======== Source material

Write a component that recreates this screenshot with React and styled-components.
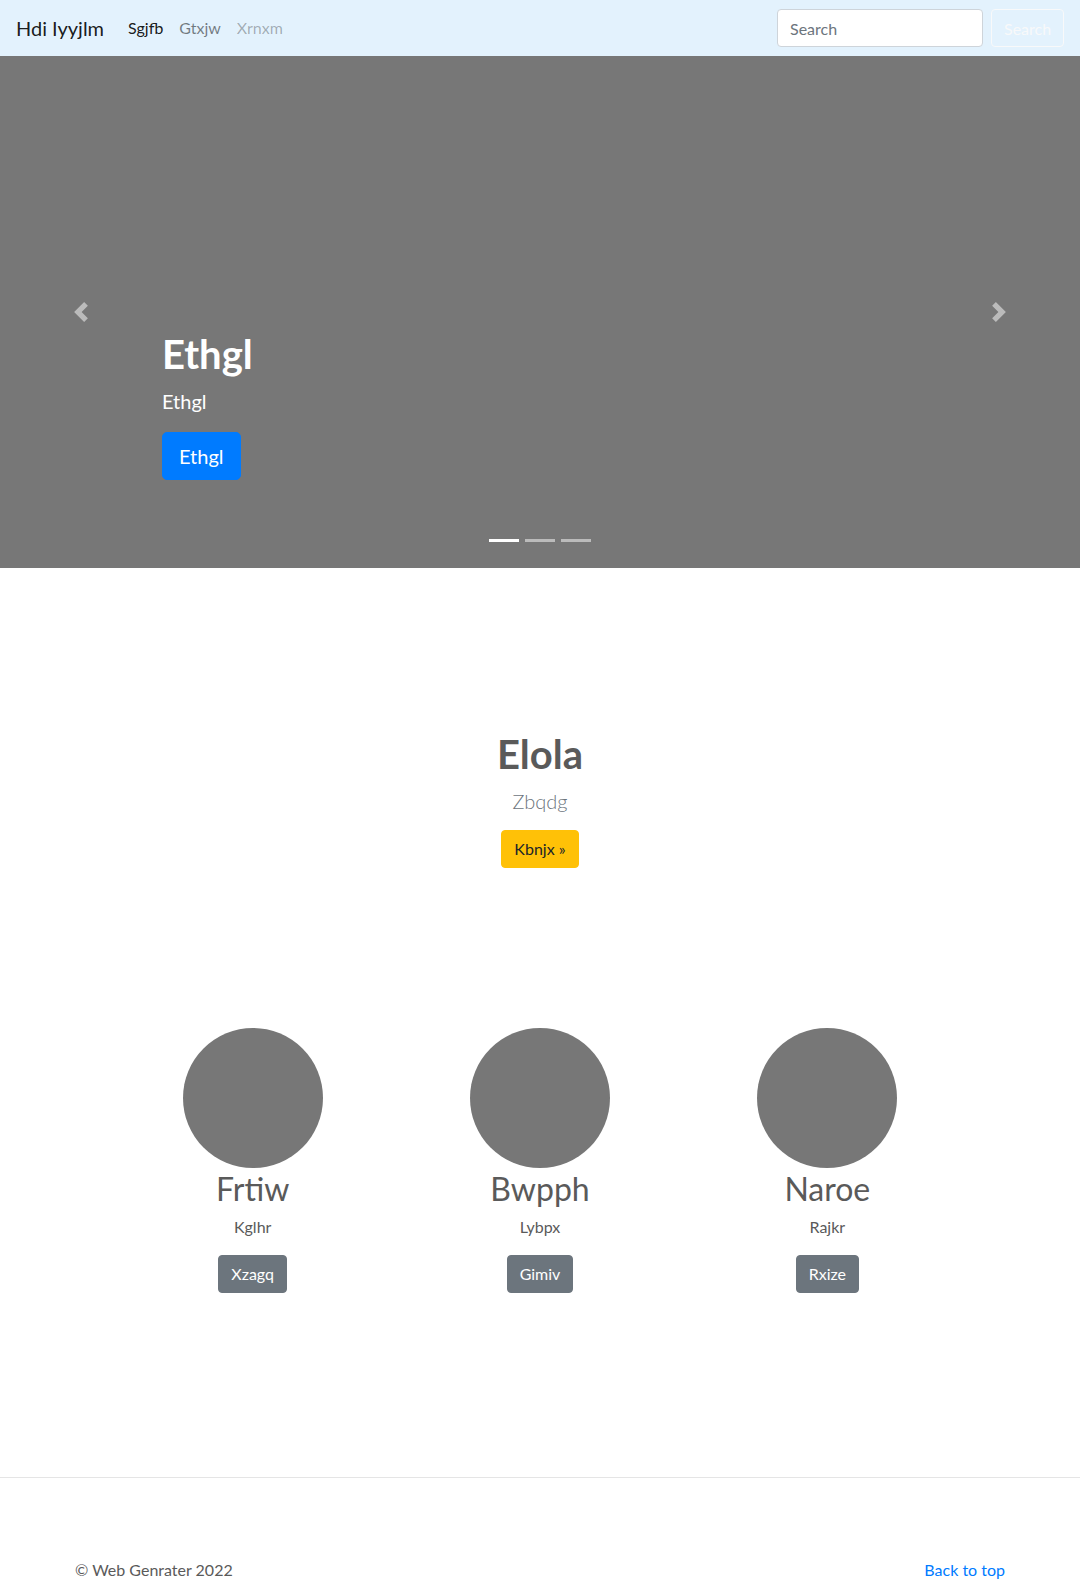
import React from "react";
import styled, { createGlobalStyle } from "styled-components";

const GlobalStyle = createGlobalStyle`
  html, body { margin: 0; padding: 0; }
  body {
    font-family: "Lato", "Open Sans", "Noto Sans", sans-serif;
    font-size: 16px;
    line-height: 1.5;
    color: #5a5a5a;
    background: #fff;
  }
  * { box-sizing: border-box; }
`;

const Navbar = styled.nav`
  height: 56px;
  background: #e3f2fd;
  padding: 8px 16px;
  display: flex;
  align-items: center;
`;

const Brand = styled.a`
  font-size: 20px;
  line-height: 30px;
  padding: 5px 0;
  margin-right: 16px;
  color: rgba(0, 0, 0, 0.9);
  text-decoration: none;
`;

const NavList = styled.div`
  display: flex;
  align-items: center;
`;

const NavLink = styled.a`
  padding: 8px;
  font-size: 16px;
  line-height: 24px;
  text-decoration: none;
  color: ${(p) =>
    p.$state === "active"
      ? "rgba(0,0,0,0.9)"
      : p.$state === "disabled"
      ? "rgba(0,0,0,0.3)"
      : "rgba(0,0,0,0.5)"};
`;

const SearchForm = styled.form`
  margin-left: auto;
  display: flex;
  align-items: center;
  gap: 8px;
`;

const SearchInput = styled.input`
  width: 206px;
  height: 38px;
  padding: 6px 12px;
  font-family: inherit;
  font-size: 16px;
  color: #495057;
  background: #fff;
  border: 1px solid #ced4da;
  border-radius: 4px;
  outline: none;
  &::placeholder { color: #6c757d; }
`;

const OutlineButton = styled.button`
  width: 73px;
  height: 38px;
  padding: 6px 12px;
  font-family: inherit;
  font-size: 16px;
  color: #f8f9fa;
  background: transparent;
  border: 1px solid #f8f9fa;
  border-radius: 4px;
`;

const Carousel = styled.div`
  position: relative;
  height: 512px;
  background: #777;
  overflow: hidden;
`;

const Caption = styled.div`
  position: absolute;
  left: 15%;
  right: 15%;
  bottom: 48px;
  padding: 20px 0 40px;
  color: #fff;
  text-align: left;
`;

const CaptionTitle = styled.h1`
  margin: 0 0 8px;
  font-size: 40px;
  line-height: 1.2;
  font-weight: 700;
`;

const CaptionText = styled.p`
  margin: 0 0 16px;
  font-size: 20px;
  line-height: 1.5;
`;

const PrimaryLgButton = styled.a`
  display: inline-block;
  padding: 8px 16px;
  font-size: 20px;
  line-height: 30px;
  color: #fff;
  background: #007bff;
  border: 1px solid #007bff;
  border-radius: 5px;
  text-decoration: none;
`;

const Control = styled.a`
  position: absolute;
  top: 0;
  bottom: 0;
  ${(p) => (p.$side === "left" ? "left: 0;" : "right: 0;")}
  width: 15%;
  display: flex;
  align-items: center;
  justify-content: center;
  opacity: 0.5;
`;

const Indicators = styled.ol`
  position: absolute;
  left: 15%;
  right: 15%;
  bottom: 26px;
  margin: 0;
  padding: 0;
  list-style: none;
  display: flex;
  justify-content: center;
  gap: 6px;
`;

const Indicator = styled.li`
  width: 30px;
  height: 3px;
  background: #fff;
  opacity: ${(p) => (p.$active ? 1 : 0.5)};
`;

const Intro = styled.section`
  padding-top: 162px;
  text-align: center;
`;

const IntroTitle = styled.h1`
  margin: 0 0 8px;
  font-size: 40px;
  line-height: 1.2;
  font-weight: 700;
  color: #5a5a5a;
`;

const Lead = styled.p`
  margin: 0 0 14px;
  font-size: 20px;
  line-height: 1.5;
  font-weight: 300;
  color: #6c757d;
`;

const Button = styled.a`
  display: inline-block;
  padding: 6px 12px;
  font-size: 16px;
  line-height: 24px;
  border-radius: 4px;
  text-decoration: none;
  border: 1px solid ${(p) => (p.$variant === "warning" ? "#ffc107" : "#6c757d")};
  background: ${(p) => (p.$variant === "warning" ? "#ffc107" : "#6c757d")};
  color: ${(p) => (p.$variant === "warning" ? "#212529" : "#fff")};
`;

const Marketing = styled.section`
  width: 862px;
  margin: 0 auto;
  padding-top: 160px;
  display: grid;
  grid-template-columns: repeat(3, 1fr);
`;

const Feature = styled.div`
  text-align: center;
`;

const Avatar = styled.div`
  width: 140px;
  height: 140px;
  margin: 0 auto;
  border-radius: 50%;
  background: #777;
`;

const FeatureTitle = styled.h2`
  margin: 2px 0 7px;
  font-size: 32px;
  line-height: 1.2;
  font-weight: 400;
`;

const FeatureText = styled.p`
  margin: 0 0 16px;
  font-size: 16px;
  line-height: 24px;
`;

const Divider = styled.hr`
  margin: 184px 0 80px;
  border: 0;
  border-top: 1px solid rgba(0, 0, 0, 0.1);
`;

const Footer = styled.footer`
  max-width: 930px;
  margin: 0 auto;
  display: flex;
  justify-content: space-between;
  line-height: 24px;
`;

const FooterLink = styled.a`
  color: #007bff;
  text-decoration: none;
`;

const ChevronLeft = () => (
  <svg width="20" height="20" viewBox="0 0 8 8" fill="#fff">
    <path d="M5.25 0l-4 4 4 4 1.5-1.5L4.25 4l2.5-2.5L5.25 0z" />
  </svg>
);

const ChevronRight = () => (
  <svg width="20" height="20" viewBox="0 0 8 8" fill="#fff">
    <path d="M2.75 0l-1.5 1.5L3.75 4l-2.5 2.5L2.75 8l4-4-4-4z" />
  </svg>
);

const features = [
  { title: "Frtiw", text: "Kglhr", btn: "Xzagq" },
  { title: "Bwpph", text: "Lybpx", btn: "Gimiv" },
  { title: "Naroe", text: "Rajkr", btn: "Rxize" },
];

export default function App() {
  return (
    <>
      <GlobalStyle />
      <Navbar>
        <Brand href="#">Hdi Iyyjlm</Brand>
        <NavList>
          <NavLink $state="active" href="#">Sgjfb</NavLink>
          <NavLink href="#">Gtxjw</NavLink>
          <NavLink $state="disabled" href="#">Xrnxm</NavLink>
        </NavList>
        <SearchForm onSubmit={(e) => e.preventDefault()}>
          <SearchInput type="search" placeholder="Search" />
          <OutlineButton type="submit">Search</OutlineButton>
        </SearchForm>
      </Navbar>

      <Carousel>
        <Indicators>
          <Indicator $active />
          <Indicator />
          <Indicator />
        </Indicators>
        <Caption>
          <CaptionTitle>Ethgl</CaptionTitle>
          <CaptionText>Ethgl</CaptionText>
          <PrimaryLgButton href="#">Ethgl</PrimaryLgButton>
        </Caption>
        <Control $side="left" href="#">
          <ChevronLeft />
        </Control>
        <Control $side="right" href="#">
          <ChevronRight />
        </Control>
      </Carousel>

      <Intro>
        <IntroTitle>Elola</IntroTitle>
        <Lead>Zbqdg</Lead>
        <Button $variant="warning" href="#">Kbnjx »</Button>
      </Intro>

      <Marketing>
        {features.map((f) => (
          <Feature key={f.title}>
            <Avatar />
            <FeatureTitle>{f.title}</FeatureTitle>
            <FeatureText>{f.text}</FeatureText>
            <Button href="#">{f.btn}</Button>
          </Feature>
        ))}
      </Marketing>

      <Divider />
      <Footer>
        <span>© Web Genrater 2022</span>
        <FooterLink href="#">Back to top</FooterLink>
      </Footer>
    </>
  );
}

================

Make an exact copy of the listing above. Do not include the pictures.

Task response
Write a component that recreates this screenshot with React and styled-components.
import React from "react";
import styled, { createGlobalStyle } from "styled-components";

const GlobalStyle = createGlobalStyle`
  html, body { margin: 0; padding: 0; }
  body {
    font-family: "Lato", "Open Sans", "Noto Sans", sans-serif;
    font-size: 16px;
    line-height: 1.5;
    color: #5a5a5a;
    background: #fff;
  }
  * { box-sizing: border-box; }
`;

const Navbar = styled.nav`
  height: 56px;
  background: #e3f2fd;
  padding: 8px 16px;
  display: flex;
  align-items: center;
`;

const Brand = styled.a`
  font-size: 20px;
  line-height: 30px;
  padding: 5px 0;
  margin-right: 16px;
  color: rgba(0, 0, 0, 0.9);
  text-decoration: none;
`;

const NavList = styled.div`
  display: flex;
  align-items: center;
`;

const NavLink = styled.a`
  padding: 8px;
  font-size: 16px;
  line-height: 24px;
  text-decoration: none;
  color: ${(p) =>
    p.$state === "active"
      ? "rgba(0,0,0,0.9)"
      : p.$state === "disabled"
      ? "rgba(0,0,0,0.3)"
      : "rgba(0,0,0,0.5)"};
`;

const SearchForm = styled.form`
  margin-left: auto;
  display: flex;
  align-items: center;
  gap: 8px;
`;

const SearchInput = styled.input`
  width: 206px;
  height: 38px;
  padding: 6px 12px;
  font-family: inherit;
  font-size: 16px;
  color: #495057;
  background: #fff;
  border: 1px solid #ced4da;
  border-radius: 4px;
  outline: none;
  &::placeholder { color: #6c757d; }
`;

const OutlineButton = styled.button`
  width: 73px;
  height: 38px;
  padding: 6px 12px;
  font-family: inherit;
  font-size: 16px;
  color: #f8f9fa;
  background: transparent;
  border: 1px solid #f8f9fa;
  border-radius: 4px;
`;

const Carousel = styled.div`
  position: relative;
  height: 512px;
  background: #777;
  overflow: hidden;
`;

const Caption = styled.div`
  position: absolute;
  left: 15%;
  right: 15%;
  bottom: 48px;
  padding: 20px 0 40px;
  color: #fff;
  text-align: left;
`;

const CaptionTitle = styled.h1`
  margin: 0 0 8px;
  font-size: 40px;
  line-height: 1.2;
  font-weight: 700;
`;

const CaptionText = styled.p`
  margin: 0 0 16px;
  font-size: 20px;
  line-height: 1.5;
`;

const PrimaryLgButton = styled.a`
  display: inline-block;
  padding: 8px 16px;
  font-size: 20px;
  line-height: 30px;
  color: #fff;
  background: #007bff;
  border: 1px solid #007bff;
  border-radius: 5px;
  text-decoration: none;
`;

const Control = styled.a`
  position: absolute;
  top: 0;
  bottom: 0;
  ${(p) => (p.$side === "left" ? "left: 0;" : "right: 0;")}
  width: 15%;
  display: flex;
  align-items: center;
  justify-content: center;
  opacity: 0.5;
`;

const Indicators = styled.ol`
  position: absolute;
  left: 15%;
  right: 15%;
  bottom: 26px;
  margin: 0;
  padding: 0;
  list-style: none;
  display: flex;
  justify-content: center;
  gap: 6px;
`;

const Indicator = styled.li`
  width: 30px;
  height: 3px;
  background: #fff;
  opacity: ${(p) => (p.$active ? 1 : 0.5)};
`;

const Intro = styled.section`
  padding-top: 162px;
  text-align: center;
`;

const IntroTitle = styled.h1`
  margin: 0 0 8px;
  font-size: 40px;
  line-height: 1.2;
  font-weight: 700;
  color: #5a5a5a;
`;

const Lead = styled.p`
  margin: 0 0 14px;
  font-size: 20px;
  line-height: 1.5;
  font-weight: 300;
  color: #6c757d;
`;

const Button = styled.a`
  display: inline-block;
  padding: 6px 12px;
  font-size: 16px;
  line-height: 24px;
  border-radius: 4px;
  text-decoration: none;
  border: 1px solid ${(p) => (p.$variant === "warning" ? "#ffc107" : "#6c757d")};
  background: ${(p) => (p.$variant === "warning" ? "#ffc107" : "#6c757d")};
  color: ${(p) => (p.$variant === "warning" ? "#212529" : "#fff")};
`;

const Marketing = styled.section`
  width: 862px;
  margin: 0 auto;
  padding-top: 160px;
  display: grid;
  grid-template-columns: repeat(3, 1fr);
`;

const Feature = styled.div`
  text-align: center;
`;

const Avatar = styled.div`
  width: 140px;
  height: 140px;
  margin: 0 auto;
  border-radius: 50%;
  background: #777;
`;

const FeatureTitle = styled.h2`
  margin: 2px 0 7px;
  font-size: 32px;
  line-height: 1.2;
  font-weight: 400;
`;

const FeatureText = styled.p`
  margin: 0 0 16px;
  font-size: 16px;
  line-height: 24px;
`;

const Divider = styled.hr`
  margin: 184px 0 80px;
  border: 0;
  border-top: 1px solid rgba(0, 0, 0, 0.1);
`;

const Footer = styled.footer`
  max-width: 930px;
  margin: 0 auto;
  display: flex;
  justify-content: space-between;
  line-height: 24px;
`;

const FooterLink = styled.a`
  color: #007bff;
  text-decoration: none;
`;

const ChevronLeft = () => (
  <svg width="20" height="20" viewBox="0 0 8 8" fill="#fff">
    <path d="M5.25 0l-4 4 4 4 1.5-1.5L4.25 4l2.5-2.5L5.25 0z" />
  </svg>
);

const ChevronRight = () => (
  <svg width="20" height="20" viewBox="0 0 8 8" fill="#fff">
    <path d="M2.75 0l-1.5 1.5L3.75 4l-2.5 2.5L2.75 8l4-4-4-4z" />
  </svg>
);

const features = [
  { title: "Frtiw", text: "Kglhr", btn: "Xzagq" },
  { title: "Bwpph", text: "Lybpx", btn: "Gimiv" },
  { title: "Naroe", text: "Rajkr", btn: "Rxize" },
];

export default function App() {
  return (
    <>
      <GlobalStyle />
      <Navbar>
        <Brand href="#">Hdi Iyyjlm</Brand>
        <NavList>
          <NavLink $state="active" href="#">Sgjfb</NavLink>
          <NavLink href="#">Gtxjw</NavLink>
          <NavLink $state="disabled" href="#">Xrnxm</NavLink>
        </NavList>
        <SearchForm onSubmit={(e) => e.preventDefault()}>
          <SearchInput type="search" placeholder="Search" />
          <OutlineButton type="submit">Search</OutlineButton>
        </SearchForm>
      </Navbar>

      <Carousel>
        <Indicators>
          <Indicator $active />
          <Indicator />
          <Indicator />
        </Indicators>
        <Caption>
          <CaptionTitle>Ethgl</CaptionTitle>
          <CaptionText>Ethgl</CaptionText>
          <PrimaryLgButton href="#">Ethgl</PrimaryLgButton>
        </Caption>
        <Control $side="left" href="#">
          <ChevronLeft />
        </Control>
        <Control $side="right" href="#">
          <ChevronRight />
        </Control>
      </Carousel>

      <Intro>
        <IntroTitle>Elola</IntroTitle>
        <Lead>Zbqdg</Lead>
        <Button $variant="warning" href="#">Kbnjx »</Button>
      </Intro>

      <Marketing>
        {features.map((f) => (
          <Feature key={f.title}>
            <Avatar />
            <FeatureTitle>{f.title}</FeatureTitle>
            <FeatureText>{f.text}</FeatureText>
            <Button href="#">{f.btn}</Button>
          </Feature>
        ))}
      </Marketing>

      <Divider />
      <Footer>
        <span>© Web Genrater 2022</span>
        <FooterLink href="#">Back to top</FooterLink>
      </Footer>
    </>
  );
}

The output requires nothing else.